▸ **TASK PROMPT**: Word for word, print each line of the listing below; pictures stay out.

▸ **DATASET EXCERPT**:
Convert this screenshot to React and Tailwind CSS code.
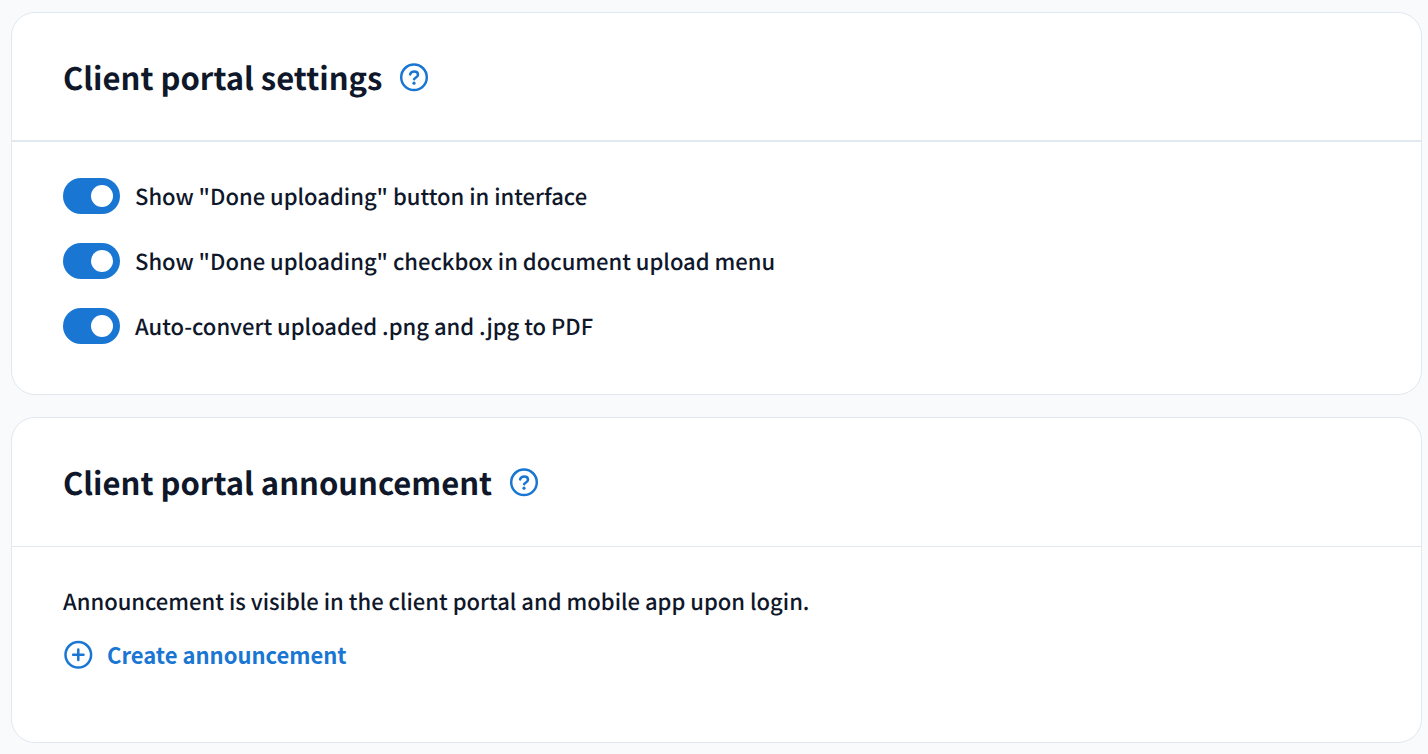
import React, { useState } from "react";

function HelpIcon() {
  return (
    <svg viewBox="0 0 30 30" className="size-[30px]" fill="none" stroke="currentColor" strokeWidth="2.5" strokeLinecap="round" strokeLinejoin="round" aria-hidden="true">
      <circle cx="15" cy="15.3" r="12.8" />
      <path d="M11.1 12.4c.6-1.8 2.1-2.8 4-2.8 2.2 0 3.9 1.3 3.9 3.2 0 2.4-3.2 2.6-3.9 4.4" />
      <circle cx="15" cy="21.2" r="1.6" fill="currentColor" stroke="none" />
    </svg>
  );
}

function PlusIcon() {
  return (
    <svg viewBox="0 0 30 30" className="size-[30px]" fill="none" stroke="currentColor" strokeWidth="2.5" strokeLinecap="round" aria-hidden="true">
      <circle cx="15.3" cy="15.8" r="12.8" />
      <path d="M15.3 10.6v10.4M10.1 15.8h10.4" />
    </svg>
  );
}

function Card({ title, divider, children }) {
  return (
    <section className="rounded-3xl border border-[#e2e8f0] bg-white">
      <header className={`flex min-h-[129px] items-center gap-[17px] px-[51px] ${divider}`}>
        <h2 className="text-[31px] leading-10 font-bold">{title}</h2>
        <button type="button" aria-label={`Help: ${title}`} className="text-[#1976d2]">
          <HelpIcon />
        </button>
      </header>
      {children}
    </section>
  );
}

function Toggle({ label }) {
  const [on, setOn] = useState(true);
  return (
    <label className="flex items-center gap-[15px]">
      <input type="checkbox" role="switch" checked={on} onChange={() => setOn(!on)} className="peer sr-only" />
      <span className="flex h-9 w-[57px] shrink-0 items-center rounded-full bg-slate-400 px-[7px] peer-checked:justify-end peer-checked:bg-[#1976d2]">
        <span className="size-[22px] rounded-full bg-white" />
      </span>
      <span>{label}</span>
    </label>
  );
}

export default function App() {
  return (
    <main className="flex min-h-screen flex-col gap-[22px] bg-[#f8fafc] pt-3 pr-1.5 pb-[11px] pl-[11px] font-['Noto_Sans_CJK_SC','Noto_Sans',sans-serif] text-[22px] leading-9 font-medium text-[#0f172a] [text-rendering:geometricPrecision]">
      <Card title="Client portal settings" divider="border-b-2 border-[#e2e8f0]">
        <div className="flex flex-col items-start gap-[29px] px-[51px] pt-9 pb-[50px]">
          <Toggle label={'Show "Done uploading" button in interface'} />
          <Toggle label={'Show "Done uploading" checkbox in document upload menu'} />
          <Toggle label="Auto-convert uploaded .png and .jpg to PDF" />
        </div>
      </Card>
      <Card title="Client portal announcement" divider="border-b border-[#e2e8f0]">
        <div className="flex flex-col items-start gap-[17px] px-[51px] pt-9 pb-[70px]">
          <p>Announcement is visible in the client portal and mobile app upon login.</p>
          <button type="button" className="flex items-center gap-3.5 font-bold text-[#1976d2]">
            <PlusIcon />
            Create announcement
          </button>
        </div>
      </Card>
    </main>
  );
}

▸ **TASK RESPONSE**:
Convert this screenshot to React and Tailwind CSS code.
import React, { useState } from "react";

function HelpIcon() {
  return (
    <svg viewBox="0 0 30 30" className="size-[30px]" fill="none" stroke="currentColor" strokeWidth="2.5" strokeLinecap="round" strokeLinejoin="round" aria-hidden="true">
      <circle cx="15" cy="15.3" r="12.8" />
      <path d="M11.1 12.4c.6-1.8 2.1-2.8 4-2.8 2.2 0 3.9 1.3 3.9 3.2 0 2.4-3.2 2.6-3.9 4.4" />
      <circle cx="15" cy="21.2" r="1.6" fill="currentColor" stroke="none" />
    </svg>
  );
}

function PlusIcon() {
  return (
    <svg viewBox="0 0 30 30" className="size-[30px]" fill="none" stroke="currentColor" strokeWidth="2.5" strokeLinecap="round" aria-hidden="true">
      <circle cx="15.3" cy="15.8" r="12.8" />
      <path d="M15.3 10.6v10.4M10.1 15.8h10.4" />
    </svg>
  );
}

function Card({ title, divider, children }) {
  return (
    <section className="rounded-3xl border border-[#e2e8f0] bg-white">
      <header className={`flex min-h-[129px] items-center gap-[17px] px-[51px] ${divider}`}>
        <h2 className="text-[31px] leading-10 font-bold">{title}</h2>
        <button type="button" aria-label={`Help: ${title}`} className="text-[#1976d2]">
          <HelpIcon />
        </button>
      </header>
      {children}
    </section>
  );
}

function Toggle({ label }) {
  const [on, setOn] = useState(true);
  return (
    <label className="flex items-center gap-[15px]">
      <input type="checkbox" role="switch" checked={on} onChange={() => setOn(!on)} className="peer sr-only" />
      <span className="flex h-9 w-[57px] shrink-0 items-center rounded-full bg-slate-400 px-[7px] peer-checked:justify-end peer-checked:bg-[#1976d2]">
        <span className="size-[22px] rounded-full bg-white" />
      </span>
      <span>{label}</span>
    </label>
  );
}

export default function App() {
  return (
    <main className="flex min-h-screen flex-col gap-[22px] bg-[#f8fafc] pt-3 pr-1.5 pb-[11px] pl-[11px] font-['Noto_Sans_CJK_SC','Noto_Sans',sans-serif] text-[22px] leading-9 font-medium text-[#0f172a] [text-rendering:geometricPrecision]">
      <Card title="Client portal settings" divider="border-b-2 border-[#e2e8f0]">
        <div className="flex flex-col items-start gap-[29px] px-[51px] pt-9 pb-[50px]">
          <Toggle label={'Show "Done uploading" button in interface'} />
          <Toggle label={'Show "Done uploading" checkbox in document upload menu'} />
          <Toggle label="Auto-convert uploaded .png and .jpg to PDF" />
        </div>
      </Card>
      <Card title="Client portal announcement" divider="border-b border-[#e2e8f0]">
        <div className="flex flex-col items-start gap-[17px] px-[51px] pt-9 pb-[70px]">
          <p>Announcement is visible in the client portal and mobile app upon login.</p>
          <button type="button" className="flex items-center gap-3.5 font-bold text-[#1976d2]">
            <PlusIcon />
            Create announcement
          </button>
        </div>
      </Card>
    </main>
  );
}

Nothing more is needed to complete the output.